OBJECTIVE = Wherever the string "components" appears in the listing, copy that line.

DATA EXCERPT =
--
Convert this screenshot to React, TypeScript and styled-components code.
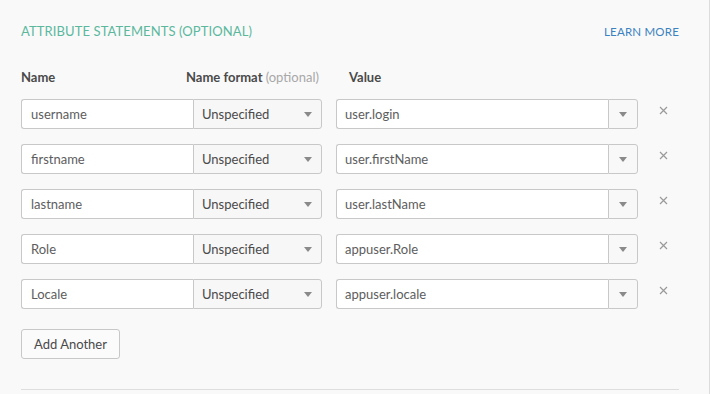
import React from "react";
import styled, { createGlobalStyle } from "styled-components";

const Global = createGlobalStyle`
  html, body { margin: 0; padding: 0; background: #ffffff; }
  body { font-family: Lato, "Open Sans", "Liberation Sans", sans-serif; }
  * { box-sizing: border-box; }
`;

const Panel = styled.section`
  width: 710px;
  height: 394px;
  background: #f9f9f9;
  border-right: 1px solid #dcdcdc;
  padding: 22px 30px 0 21px;
  overflow: hidden;
`;

const TitleRow = styled.div`
  display: flex;
  justify-content: space-between;
  align-items: center;
  height: 18px;
`;

const Title = styled.h2`
  margin: 0;
  font-size: 13px;
  font-weight: 400;
  color: #5bb89d;
  letter-spacing: 0.1px;
`;

const LearnMore = styled.a`
  font-size: 11.5px;
  color: #3b82c0;
  text-decoration: none;
  letter-spacing: 0.2px;
`;

const ColumnHeads = styled.div`
  display: grid;
  grid-template-columns: 165px 163px 1fr;
  margin-top: 29px;
  height: 16px;
  align-items: center;
`;

const ColumnHead = styled.span`
  font-size: 13px;
  font-weight: 700;
  color: #4a4a4a;
`;

const Optional = styled.span`
  font-weight: 400;
  color: #a8a8a8;
`;

const Rows = styled.div`
  display: flex;
  flex-direction: column;
  gap: 15px;
  margin-top: 14px;
`;

const Row = styled.div`
  display: flex;
  align-items: flex-start;
  height: 30px;
`;

const NameInput = styled.div`
  width: 172px;
  height: 30px;
  background: #fff;
  border: 1px solid #c8c8c8;
  border-right: none;
  border-radius: 3px 0 0 3px;
  padding: 0 9px;
  display: flex;
  align-items: center;
  font-size: 13px;
  color: #5d5d5d;
`;

const FormatSelect = styled.div`
  width: 129px;
  height: 30px;
  background: #f7f7f7;
  border: 1px solid #c8c8c8;
  border-radius: 0 3px 3px 0;
  padding: 0 9px 0 8px;
  display: flex;
  align-items: center;
  justify-content: space-between;
  font-size: 13px;
  color: #4a4a4a;
`;

const Caret = styled.span`
  width: 0;
  height: 0;
  border-left: 4px solid transparent;
  border-right: 4px solid transparent;
  border-top: 5px solid #8a8a8a;
`;

const ValueCombo = styled.div`
  display: flex;
  margin-left: 14px;
  height: 30px;
`;

const ValueInput = styled.div`
  width: 272px;
  height: 30px;
  background: #fff;
  border: 1px solid #c8c8c8;
  border-right: none;
  border-radius: 3px 0 0 3px;
  padding: 0 8px;
  display: flex;
  align-items: center;
  font-size: 13px;
  color: #5d5d5d;
`;

const ValueButton = styled.div`
  width: 30px;
  height: 30px;
  background: #f8f8f8;
  border: 1px solid #c8c8c8;
  border-radius: 0 3px 3px 0;
  display: flex;
  align-items: center;
  justify-content: center;
`;

const Remove = styled.button`
  margin-left: 19px;
  margin-top: 5px;
  width: 12px;
  height: 12px;
  padding: 0;
  border: none;
  background: none;
  display: flex;
  align-items: center;
  justify-content: center;
  cursor: pointer;
`;

const AddButton = styled.button`
  margin-top: 20px;
  width: 99px;
  height: 30px;
  background: #fbfbfb;
  border: 1px solid #c8c8c8;
  border-radius: 3px;
  font-family: inherit;
  font-size: 13px;
  color: #4a4a4a;
  padding: 0;
`;

const Divider = styled.hr`
  margin: 30px 0 0 0;
  border: none;
  border-top: 1px solid #dedede;
`;

const rows = [
  { name: "username", value: "user.login" },
  { name: "firstname", value: "user.firstName" },
  { name: "lastname", value: "user.lastName" },
  { name: "Role", value: "appuser.Role" },
  { name: "Locale", value: "appuser.locale" },
];

const XIcon = () => (
  <svg width="9" height="9" viewBox="0 0 9 9">
    <path d="M1 1 L8 8 M8 1 L1 8" stroke="#9a9a9a" strokeWidth="1.2" fill="none" />
  </svg>
);

export default function App() {
  return (
    <>
      <Global />
      <Panel>
        <TitleRow>
          <Title>ATTRIBUTE STATEMENTS (OPTIONAL)</Title>
          <LearnMore href="#">LEARN MORE</LearnMore>
        </TitleRow>
        <ColumnHeads>
          <ColumnHead>Name</ColumnHead>
          <ColumnHead>
            Name format <Optional>(optional)</Optional>
          </ColumnHead>
          <ColumnHead>Value</ColumnHead>
        </ColumnHeads>
        <Rows>
          {rows.map((r) => (
            <Row key={r.name}>
              <NameInput>{r.name}</NameInput>
              <FormatSelect>
                Unspecified
                <Caret />
              </FormatSelect>
              <ValueCombo>
                <ValueInput>{r.value}</ValueInput>
                <ValueButton>
                  <Caret />
                </ValueButton>
              </ValueCombo>
              <Remove aria-label="Remove">
                <XIcon />
              </Remove>
            </Row>
          ))}
        </Rows>
        <AddButton>Add Another</AddButton>
        <Divider />
      </Panel>
    </>
  );
}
--
THE REPLY =
Convert this screenshot to React, TypeScript and styled-components code.
import styled, { createGlobalStyle } from "styled-components";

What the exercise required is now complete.